Balance modern style with long‑term usability by stress‑testing each favorite over time. Picture the name on a preschool cubby, a graduation program, a business card, a video‑call introduction. Whisper it as a lullaby; imagine it in a serious conversation. If it only works as a “cute trend,” consider using it as a middle name and choosing something more adaptable for the first name.
Consider cultural and family significance by weaving tradition into contemporary style instead of choosing between them. You might:
- Use a traditional family name as a middle name and a modern name as a first name
- Choose a global or simplified variant of a culturally specific name
- Select a nature‑inspired or virtue‑inspired name that still reflects family values
This lets your child carry both personal meaning and social ease in diverse, 2025‑style environments.

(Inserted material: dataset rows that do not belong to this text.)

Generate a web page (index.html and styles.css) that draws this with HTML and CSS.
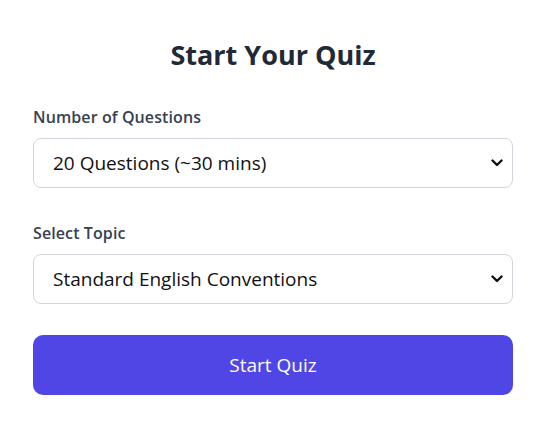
FILE: index.html
```html
<!DOCTYPE html>
<html lang="en">
<head>
<meta charset="utf-8">
<title>Start Your Quiz</title>
<link rel="stylesheet" href="styles.css">
</head>
<body>
<main class="quiz">
  <h1 class="quiz-title">Start Your Quiz</h1>
  <div class="field">
    <label class="field-label" for="count">Number of Questions</label>
    <div class="select-wrap">
      <select id="count" class="select">
        <option>20 Questions (~30 mins)</option>
      </select>
      <svg class="chevron" viewBox="0 0 12 8" width="12" height="8" aria-hidden="true"><path d="M1.5 1.5 L6 6 L10.5 1.5" fill="none" stroke="#111" stroke-width="2.4" stroke-linecap="round" stroke-linejoin="round"/></svg>
    </div>
  </div>
  <div class="field">
    <label class="field-label" for="topic">Select Topic</label>
    <div class="select-wrap">
      <select id="topic" class="select">
        <option>Standard English Conventions</option>
      </select>
      <svg class="chevron" viewBox="0 0 12 8" width="12" height="8" aria-hidden="true"><path d="M1.5 1.5 L6 6 L10.5 1.5" fill="none" stroke="#111" stroke-width="2.4" stroke-linecap="round" stroke-linejoin="round"/></svg>
    </div>
  </div>
  <button class="start-btn" type="button">Start Quiz</button>
</main>
</body>
</html>
```
FILE: styles.css
```css
* { box-sizing: border-box; }
html, body { margin: 0; background: #ffffff; }
body {
  font-family: "Open Sans", "Noto Sans", sans-serif;
  color: #1f2937;
}
.quiz {
  width: 480px;
  margin-left: 33px;
  padding-top: 37px;
  display: flex;
  flex-direction: column;
}
.quiz-title {
  margin: 0 0 32px;
  font-size: 27px;
  line-height: 36px;
  font-weight: 700;
  text-align: center;
  color: #1f2937;
}
.field {
  display: flex;
  flex-direction: column;
  gap: 9px;
  margin-bottom: 32px;
}
.field:first-of-type { margin-bottom: 33px; }
.field-label {
  font-size: 16px;
  line-height: 24px;
  font-weight: 600;
  letter-spacing: 0.1px;
  color: #374151;
}
.select-wrap { position: relative; }
.select {
  appearance: none;
  -webkit-appearance: none;
  width: 100%;
  height: 50px;
  padding: 0 36px 0 19px;
  font-family: inherit;
  font-size: 19px;
  color: #111111;
  background: #ffffff;
  border: 1px solid #d1d5db;
  border-radius: 8px;
}
.chevron {
  position: absolute;
  right: 10px;
  top: 21px;
  pointer-events: none;
}
.start-btn {
  height: 60px;
  margin-top: -1px;
  border: 0;
  border-radius: 10px;
  background: #4f46e5;
  color: #ffffff;
  font-family: inherit;
  font-size: 19px;
}
```
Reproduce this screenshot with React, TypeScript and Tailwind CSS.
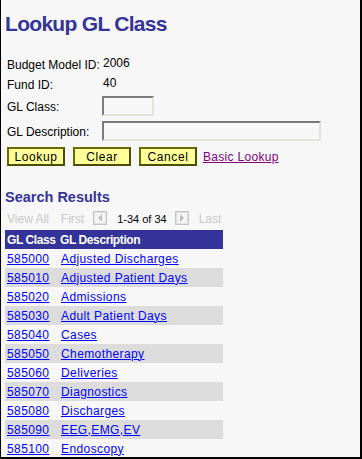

Test the name in real‑life scenarios before committing. Say the full name aloud in different tones—calling across a playground, introducing them to a teacher, comforting them at night. Write it several times, in capitals and lowercase, and notice how it looks in email addresses or usernames. Briefly check search engines or social media for major, controversial associations, then step back to avoid overanalyzing.
Making the final decision with confidence often means living with your shortlist. Use your top one or two names privately for a few days, saying things like, “When Rowan arrives…” Notice what feels natural. If partners disagree, try mutual veto power, trading first and middle naming rights, or alternating whose top choice is used for different children. Remember there is no single perfect name—only a choice that feels loving, respectful, and true to who your family is becoming.
Conclusions
Modern baby names in 2025 reflect a world that is global, digital, and deeply personal. Parents draw from gender‑neutral, nature‑inspired, international, and vintage‑revival trends to craft meaningful identities for their children. By understanding these patterns and thoughtfully testing options, families can choose names that feel stylish today yet remain respectful, flexible, and empowering for the adults their babies will become.